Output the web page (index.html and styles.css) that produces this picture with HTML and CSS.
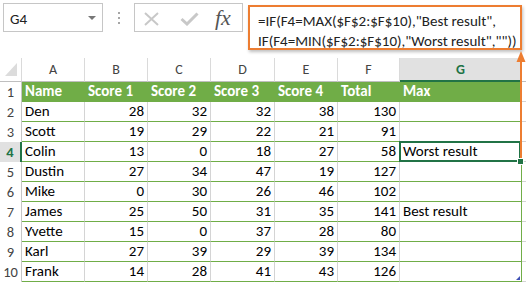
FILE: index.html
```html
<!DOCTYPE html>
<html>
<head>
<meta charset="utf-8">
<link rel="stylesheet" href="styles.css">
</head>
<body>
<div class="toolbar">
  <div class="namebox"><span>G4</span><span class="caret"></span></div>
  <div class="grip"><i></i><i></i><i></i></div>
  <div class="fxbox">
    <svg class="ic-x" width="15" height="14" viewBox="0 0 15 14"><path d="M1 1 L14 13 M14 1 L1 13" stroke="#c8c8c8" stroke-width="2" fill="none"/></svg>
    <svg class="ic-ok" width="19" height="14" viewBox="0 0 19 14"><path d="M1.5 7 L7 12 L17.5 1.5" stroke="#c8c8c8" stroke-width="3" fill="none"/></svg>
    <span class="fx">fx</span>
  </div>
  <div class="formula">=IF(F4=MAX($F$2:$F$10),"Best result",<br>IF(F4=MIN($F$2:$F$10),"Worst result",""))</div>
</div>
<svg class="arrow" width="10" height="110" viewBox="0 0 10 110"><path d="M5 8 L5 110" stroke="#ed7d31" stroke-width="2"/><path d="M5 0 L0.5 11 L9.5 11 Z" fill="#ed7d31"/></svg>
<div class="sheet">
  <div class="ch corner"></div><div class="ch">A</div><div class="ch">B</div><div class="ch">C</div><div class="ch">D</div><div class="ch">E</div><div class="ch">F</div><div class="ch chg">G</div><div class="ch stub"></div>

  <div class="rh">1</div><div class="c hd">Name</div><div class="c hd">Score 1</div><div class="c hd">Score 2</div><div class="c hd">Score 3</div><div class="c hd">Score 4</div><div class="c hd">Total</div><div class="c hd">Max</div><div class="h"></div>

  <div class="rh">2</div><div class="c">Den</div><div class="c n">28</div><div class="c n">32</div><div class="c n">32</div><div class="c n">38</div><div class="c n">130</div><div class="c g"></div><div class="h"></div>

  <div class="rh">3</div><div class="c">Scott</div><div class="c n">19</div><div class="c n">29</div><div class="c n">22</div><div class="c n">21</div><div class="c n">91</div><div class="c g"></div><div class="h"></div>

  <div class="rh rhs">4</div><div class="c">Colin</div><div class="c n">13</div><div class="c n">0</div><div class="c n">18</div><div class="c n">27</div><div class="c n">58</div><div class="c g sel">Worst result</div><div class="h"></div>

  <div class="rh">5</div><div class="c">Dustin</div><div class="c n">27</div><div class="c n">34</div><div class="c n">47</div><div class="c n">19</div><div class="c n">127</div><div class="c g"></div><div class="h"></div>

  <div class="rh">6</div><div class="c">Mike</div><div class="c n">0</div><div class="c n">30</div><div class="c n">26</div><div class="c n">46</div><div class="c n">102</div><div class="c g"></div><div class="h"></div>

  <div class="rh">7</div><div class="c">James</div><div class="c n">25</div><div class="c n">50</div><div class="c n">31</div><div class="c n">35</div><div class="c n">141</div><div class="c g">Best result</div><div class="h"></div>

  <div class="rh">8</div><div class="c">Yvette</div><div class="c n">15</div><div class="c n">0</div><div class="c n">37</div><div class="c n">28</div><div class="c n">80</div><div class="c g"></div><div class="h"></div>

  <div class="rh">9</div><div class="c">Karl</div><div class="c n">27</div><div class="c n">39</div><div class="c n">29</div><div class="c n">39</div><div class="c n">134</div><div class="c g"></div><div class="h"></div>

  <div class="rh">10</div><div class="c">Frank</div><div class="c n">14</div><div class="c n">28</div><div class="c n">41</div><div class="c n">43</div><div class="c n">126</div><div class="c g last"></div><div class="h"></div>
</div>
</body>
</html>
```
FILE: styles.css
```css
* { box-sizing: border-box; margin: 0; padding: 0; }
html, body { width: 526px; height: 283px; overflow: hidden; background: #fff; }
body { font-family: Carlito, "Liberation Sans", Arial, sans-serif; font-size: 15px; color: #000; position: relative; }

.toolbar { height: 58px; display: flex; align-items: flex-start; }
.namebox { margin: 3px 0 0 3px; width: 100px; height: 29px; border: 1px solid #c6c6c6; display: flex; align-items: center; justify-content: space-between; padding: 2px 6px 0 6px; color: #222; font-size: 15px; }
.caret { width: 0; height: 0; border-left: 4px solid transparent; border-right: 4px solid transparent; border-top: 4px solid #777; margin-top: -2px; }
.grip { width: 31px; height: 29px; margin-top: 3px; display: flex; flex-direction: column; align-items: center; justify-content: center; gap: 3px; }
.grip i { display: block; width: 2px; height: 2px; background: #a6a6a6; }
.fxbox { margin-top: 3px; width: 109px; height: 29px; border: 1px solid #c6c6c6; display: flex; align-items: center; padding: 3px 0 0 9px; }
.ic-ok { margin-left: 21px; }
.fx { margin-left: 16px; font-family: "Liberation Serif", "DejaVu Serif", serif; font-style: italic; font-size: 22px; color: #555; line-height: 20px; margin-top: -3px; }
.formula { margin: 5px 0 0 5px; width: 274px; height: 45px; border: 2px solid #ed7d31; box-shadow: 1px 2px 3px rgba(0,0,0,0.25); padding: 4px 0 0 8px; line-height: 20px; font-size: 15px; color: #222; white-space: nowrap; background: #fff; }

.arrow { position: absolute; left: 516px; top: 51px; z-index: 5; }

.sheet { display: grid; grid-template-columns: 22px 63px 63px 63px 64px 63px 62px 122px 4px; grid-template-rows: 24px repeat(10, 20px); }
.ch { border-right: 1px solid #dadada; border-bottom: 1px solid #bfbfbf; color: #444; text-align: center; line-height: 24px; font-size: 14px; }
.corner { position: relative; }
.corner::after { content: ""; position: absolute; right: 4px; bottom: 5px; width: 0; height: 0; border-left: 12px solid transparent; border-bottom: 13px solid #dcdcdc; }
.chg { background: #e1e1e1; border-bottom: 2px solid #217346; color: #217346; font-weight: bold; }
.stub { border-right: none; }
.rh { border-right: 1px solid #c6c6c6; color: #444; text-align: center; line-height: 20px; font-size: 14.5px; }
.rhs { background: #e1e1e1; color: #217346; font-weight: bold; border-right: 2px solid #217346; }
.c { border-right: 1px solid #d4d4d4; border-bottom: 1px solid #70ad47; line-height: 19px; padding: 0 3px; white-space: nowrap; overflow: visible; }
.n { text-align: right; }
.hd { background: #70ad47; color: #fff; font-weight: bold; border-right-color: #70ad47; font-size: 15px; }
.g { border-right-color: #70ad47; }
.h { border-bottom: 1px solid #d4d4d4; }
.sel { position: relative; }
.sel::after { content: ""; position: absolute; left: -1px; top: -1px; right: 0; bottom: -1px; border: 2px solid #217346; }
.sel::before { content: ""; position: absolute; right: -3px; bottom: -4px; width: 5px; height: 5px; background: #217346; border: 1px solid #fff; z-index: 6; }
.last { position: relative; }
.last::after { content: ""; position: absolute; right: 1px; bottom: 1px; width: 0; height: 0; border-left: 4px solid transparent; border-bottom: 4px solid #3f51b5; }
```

◆ ◆ ◆ ◆

**Short exercise**:
From the material above, reproduce everything verbatim except the pictures.

**Solution to this task**:
Output the web page (index.html and styles.css) that produces this picture with HTML and CSS.
FILE: index.html
```html
<!DOCTYPE html>
<html>
<head>
<meta charset="utf-8">
<link rel="stylesheet" href="styles.css">
</head>
<body>
<div class="toolbar">
  <div class="namebox"><span>G4</span><span class="caret"></span></div>
  <div class="grip"><i></i><i></i><i></i></div>
  <div class="fxbox">
    <svg class="ic-x" width="15" height="14" viewBox="0 0 15 14"><path d="M1 1 L14 13 M14 1 L1 13" stroke="#c8c8c8" stroke-width="2" fill="none"/></svg>
    <svg class="ic-ok" width="19" height="14" viewBox="0 0 19 14"><path d="M1.5 7 L7 12 L17.5 1.5" stroke="#c8c8c8" stroke-width="3" fill="none"/></svg>
    <span class="fx">fx</span>
  </div>
  <div class="formula">=IF(F4=MAX($F$2:$F$10),"Best result",<br>IF(F4=MIN($F$2:$F$10),"Worst result",""))</div>
</div>
<svg class="arrow" width="10" height="110" viewBox="0 0 10 110"><path d="M5 8 L5 110" stroke="#ed7d31" stroke-width="2"/><path d="M5 0 L0.5 11 L9.5 11 Z" fill="#ed7d31"/></svg>
<div class="sheet">
  <div class="ch corner"></div><div class="ch">A</div><div class="ch">B</div><div class="ch">C</div><div class="ch">D</div><div class="ch">E</div><div class="ch">F</div><div class="ch chg">G</div><div class="ch stub"></div>

  <div class="rh">1</div><div class="c hd">Name</div><div class="c hd">Score 1</div><div class="c hd">Score 2</div><div class="c hd">Score 3</div><div class="c hd">Score 4</div><div class="c hd">Total</div><div class="c hd">Max</div><div class="h"></div>

  <div class="rh">2</div><div class="c">Den</div><div class="c n">28</div><div class="c n">32</div><div class="c n">32</div><div class="c n">38</div><div class="c n">130</div><div class="c g"></div><div class="h"></div>

  <div class="rh">3</div><div class="c">Scott</div><div class="c n">19</div><div class="c n">29</div><div class="c n">22</div><div class="c n">21</div><div class="c n">91</div><div class="c g"></div><div class="h"></div>

  <div class="rh rhs">4</div><div class="c">Colin</div><div class="c n">13</div><div class="c n">0</div><div class="c n">18</div><div class="c n">27</div><div class="c n">58</div><div class="c g sel">Worst result</div><div class="h"></div>

  <div class="rh">5</div><div class="c">Dustin</div><div class="c n">27</div><div class="c n">34</div><div class="c n">47</div><div class="c n">19</div><div class="c n">127</div><div class="c g"></div><div class="h"></div>

  <div class="rh">6</div><div class="c">Mike</div><div class="c n">0</div><div class="c n">30</div><div class="c n">26</div><div class="c n">46</div><div class="c n">102</div><div class="c g"></div><div class="h"></div>

  <div class="rh">7</div><div class="c">James</div><div class="c n">25</div><div class="c n">50</div><div class="c n">31</div><div class="c n">35</div><div class="c n">141</div><div class="c g">Best result</div><div class="h"></div>

  <div class="rh">8</div><div class="c">Yvette</div><div class="c n">15</div><div class="c n">0</div><div class="c n">37</div><div class="c n">28</div><div class="c n">80</div><div class="c g"></div><div class="h"></div>

  <div class="rh">9</div><div class="c">Karl</div><div class="c n">27</div><div class="c n">39</div><div class="c n">29</div><div class="c n">39</div><div class="c n">134</div><div class="c g"></div><div class="h"></div>

  <div class="rh">10</div><div class="c">Frank</div><div class="c n">14</div><div class="c n">28</div><div class="c n">41</div><div class="c n">43</div><div class="c n">126</div><div class="c g last"></div><div class="h"></div>
</div>
</body>
</html>
```
FILE: styles.css
```css
* { box-sizing: border-box; margin: 0; padding: 0; }
html, body { width: 526px; height: 283px; overflow: hidden; background: #fff; }
body { font-family: Carlito, "Liberation Sans", Arial, sans-serif; font-size: 15px; color: #000; position: relative; }

.toolbar { height: 58px; display: flex; align-items: flex-start; }
.namebox { margin: 3px 0 0 3px; width: 100px; height: 29px; border: 1px solid #c6c6c6; display: flex; align-items: center; justify-content: space-between; padding: 2px 6px 0 6px; color: #222; font-size: 15px; }
.caret { width: 0; height: 0; border-left: 4px solid transparent; border-right: 4px solid transparent; border-top: 4px solid #777; margin-top: -2px; }
.grip { width: 31px; height: 29px; margin-top: 3px; display: flex; flex-direction: column; align-items: center; justify-content: center; gap: 3px; }
.grip i { display: block; width: 2px; height: 2px; background: #a6a6a6; }
.fxbox { margin-top: 3px; width: 109px; height: 29px; border: 1px solid #c6c6c6; display: flex; align-items: center; padding: 3px 0 0 9px; }
.ic-ok { margin-left: 21px; }
.fx { margin-left: 16px; font-family: "Liberation Serif", "DejaVu Serif", serif; font-style: italic; font-size: 22px; color: #555; line-height: 20px; margin-top: -3px; }
.formula { margin: 5px 0 0 5px; width: 274px; height: 45px; border: 2px solid #ed7d31; box-shadow: 1px 2px 3px rgba(0,0,0,0.25); padding: 4px 0 0 8px; line-height: 20px; font-size: 15px; color: #222; white-space: nowrap; background: #fff; }

.arrow { position: absolute; left: 516px; top: 51px; z-index: 5; }

.sheet { display: grid; grid-template-columns: 22px 63px 63px 63px 64px 63px 62px 122px 4px; grid-template-rows: 24px repeat(10, 20px); }
.ch { border-right: 1px solid #dadada; border-bottom: 1px solid #bfbfbf; color: #444; text-align: center; line-height: 24px; font-size: 14px; }
.corner { position: relative; }
.corner::after { content: ""; position: absolute; right: 4px; bottom: 5px; width: 0; height: 0; border-left: 12px solid transparent; border-bottom: 13px solid #dcdcdc; }
.chg { background: #e1e1e1; border-bottom: 2px solid #217346; color: #217346; font-weight: bold; }
.stub { border-right: none; }
.rh { border-right: 1px solid #c6c6c6; color: #444; text-align: center; line-height: 20px; font-size: 14.5px; }
.rhs { background: #e1e1e1; color: #217346; font-weight: bold; border-right: 2px solid #217346; }
.c { border-right: 1px solid #d4d4d4; border-bottom: 1px solid #70ad47; line-height: 19px; padding: 0 3px; white-space: nowrap; overflow: visible; }
.n { text-align: right; }
.hd { background: #70ad47; color: #fff; font-weight: bold; border-right-color: #70ad47; font-size: 15px; }
.g { border-right-color: #70ad47; }
.h { border-bottom: 1px solid #d4d4d4; }
.sel { position: relative; }
.sel::after { content: ""; position: absolute; left: -1px; top: -1px; right: 0; bottom: -1px; border: 2px solid #217346; }
.sel::before { content: ""; position: absolute; right: -3px; bottom: -4px; width: 5px; height: 5px; background: #217346; border: 1px solid #fff; z-index: 6; }
.last { position: relative; }
.last::after { content: ""; position: absolute; right: 1px; bottom: 1px; width: 0; height: 0; border-left: 4px solid transparent; border-bottom: 4px solid #3f51b5; }
```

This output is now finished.